Blind Triathlete Hopes to Bend Stereotypes on Her Way to Paralympic Medal
By Madeline Goss
The triathletes launched from the famous white sand of Copacabana Beach in Rio de Janeiro, lined with elegant hotels and neon lights.
But Patricia Walsh saw only black.
Walsh plunged into the abyss as the race commenced. Tethered to her guide, she began what was supposed to be the culmination of her athletic career: the inaugural triathlon at the Paralympics. She wasn’t planning to leave without a medal.
Walsh, a 35-year-old Austin native, is blind. She is also an extremely successful athlete, author and speaker. Walsh returned in September from the Paralympics in Rio de Janeiro, where she and her guide endured a disappointing finish in the inaugural triathlon event in the PT5 classification, which is exclusive to athletes with visual impairments.
Walsh and the other athletes competed in blackout goggles and were tethered to a sighted guide who led the athlete along the 16-mile course. Originally, she said, this was going to be her last race at the elite level before she retired from the sport.
But she came in seventh in Rio. And now she isn’t so sure she’s done.
“It feels really unresolved to me,” Walsh said. “It’s frustrating to know I could have stopped training months ago and had the same result. It’s just not what I am capable of.”
Walsh was born blind in one eye and now sees only a pinhole of light in the other. She lost most of her vision by age 14. She ran track in seventh and eighth grades, but by the time she was 19 she was overweight and out of shape. Around the same time, her father had some serious health issues, and it struck a chord with her.
“I saw that I was on the same track and I knew that I had to do something,” Walsh said.
She began to run. There was a trail near her house in Ontario where she lived with her father, and she used the contrast of the gravel to the concrete to find her way.
“I fell a lot. Every day,” she said. “I still fall every day.”
On a dare, Walsh entered and finished her first Ironman in 2010. She was the first blind female with a female guide to finish in history. In 2011 she ran her second Ironman and set the current world record time for blind and low-vision athletes, both male and female.
Most sight-abled people rely heavily on what they see. Visually impaired people use canes while they walk to find uneven surfaces and obstacles they might trip on or bump into, but when running they can’t use a cane. They are much more likely to fall and they will do it at a higher velocity.
“I was always really reluctant to do sports or athletics because everyone thought I would get hurt,” Walsh said.
Many blind and visually impaired children echo this sentiment, said Joe Paschall, 59, a retired athlete, physical education teacher and coach at the Texas School for the Blind and Visually Impaired.
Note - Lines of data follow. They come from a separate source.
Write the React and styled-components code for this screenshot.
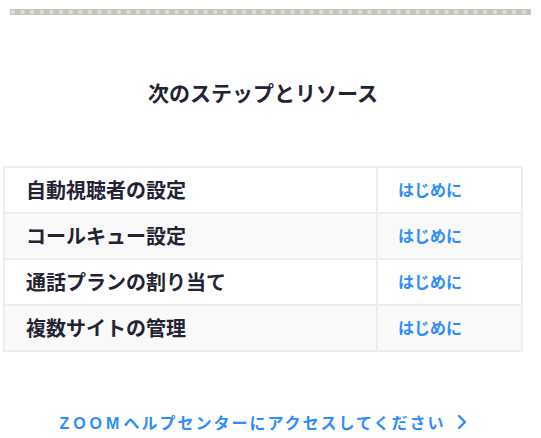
import React from "react";
import styled, { createGlobalStyle } from "styled-components";

const FONT = `"Noto Sans CJK JP", "Noto Sans", sans-serif`;
const BLUE = "#2D8CFF";
const INK = "#232333";
const LINE = "#ededed";

const GlobalStyle = createGlobalStyle`
  body {
    margin: 0;
    background: #ffffff;
    font-family: ${FONT};
  }
`;

const Page = styled.div({
  width: 541,
  height: 438,
  overflow: "hidden",
});

const DotBar = styled.div({
  margin: "9px 10px 0",
  height: 6,
  backgroundColor: "#c5c6b9",
  backgroundImage: "radial-gradient(circle, #dcdde3 2px, transparent 2.4px)",
  backgroundSize: "9.65px 6px",
  backgroundPosition: "-2px 0",
});

const Content = styled.div({
  width: 520,
  marginLeft: 3,
});

const Title = styled.h2({
  margin: "62px 0 0",
  height: 30,
  lineHeight: "30px",
  fontSize: 21,
  fontWeight: 700,
  color: INK,
  textAlign: "center",
});

const Table = styled.table({
  marginTop: 59,
  width: 520,
  borderCollapse: "collapse",
  border: `2px solid ${LINE}`,
  fontFamily: FONT,
});

const Row = styled.tr(({ $shaded }) => ({
  height: 46,
  background: $shaded ? "#f9f9f9" : "#ffffff",
}));

const NameCell = styled.td({
  border: `2px solid ${LINE}`,
  padding: "0 0 2px 21px",
  width: 350,
  fontSize: 20,
  fontWeight: 700,
  color: INK,
});

const LinkCell = styled.td({
  border: `2px solid ${LINE}`,
  padding: "0 0 2px 20px",
  fontSize: 16,
  fontWeight: 700,
  color: BLUE,
});

const Footer = styled.a({
  display: "flex",
  alignItems: "center",
  justifyContent: "center",
  gap: 11,
  marginTop: 58,
  fontSize: 16,
  fontWeight: 700,
  letterSpacing: 2,
  color: BLUE,
  textDecoration: "none",
  svg: {
    width: 10,
    height: 16,
  },
});

const Latin = styled.span({
  fontFamily: `"Liberation Sans", Arial, sans-serif`,
  letterSpacing: 4,
  fontWeight: 700,
});

const steps = [
  "自動視聴者の設定",
  "コールキュー設定",
  "通話プランの割り当て",
  "複数サイトの管理",
];

function Chevron() {
  return (
    <svg viewBox="0 0 10 16" fill="none">
      <path
        d="M2 2l6 6-6 6"
        stroke={BLUE}
        strokeWidth="2.4"
        strokeLinecap="round"
        strokeLinejoin="round"
      />
    </svg>
  );
}

export default function App() {
  return (
    <Page>
      <GlobalStyle />
      <DotBar />
      <Content>
        <Title>次のステップとリソース</Title>
        <Table>
          <tbody>
            {steps.map((step, i) => (
              <Row key={step} $shaded={i % 2 === 1}>
                <NameCell>{step}</NameCell>
                <LinkCell>はじめに</LinkCell>
              </Row>
            ))}
          </tbody>
        </Table>
        <Footer href="#">
          <span>
            <Latin>ZOOM</Latin>ヘルプセンターにアクセスしてください
          </span>
          <Chevron />
        </Footer>
      </Content>
    </Page>
  );
}
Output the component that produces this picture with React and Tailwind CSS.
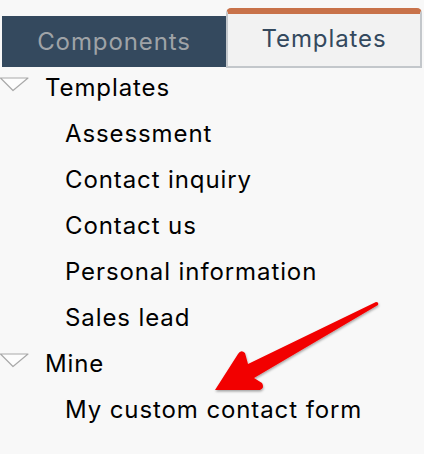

“If the kids don’t have anyone to advocate for them, they just sit there, and they’re stuck thinking that’s just how it is, that’s the reality,” Paschall said.
For Walsh, it was her reality until she made a change and took her health into her own hands.
The National Federation of the Blind estimates that about 52,000 school-age children in the U.S. are blind or visually impaired, and almost 70 percent of them do not participate in even a limited physical education curriculum. As well, the CDC reports obesity is 57 percent higher in adults with disabilities and 38 percent higher in children with disabilities.
Some in the blind community are frustrated by these facts.
For Walsh, it took the realization of future health issues to give her the push she needed.
That push took her all the way to the Paralympics where many would argue the athletes have more grit and determination than their able-bodied counterparts.
“It was such an emotional roller coaster,” Walsh said. “How honored I am to represent my country.” The Paralympics “really are all about the human spirit.”
Walsh is driven to compete for more than just a medal.
“Athletes with disabilities are bombarded with messages of what they can’t do,” Walsh said. “People treat us like we’re children. I want to break out of that stereotype.”
That drive, along with a will to win, might take her to Tokyo in 2020. Sometimes, simply doing something isn’t enough.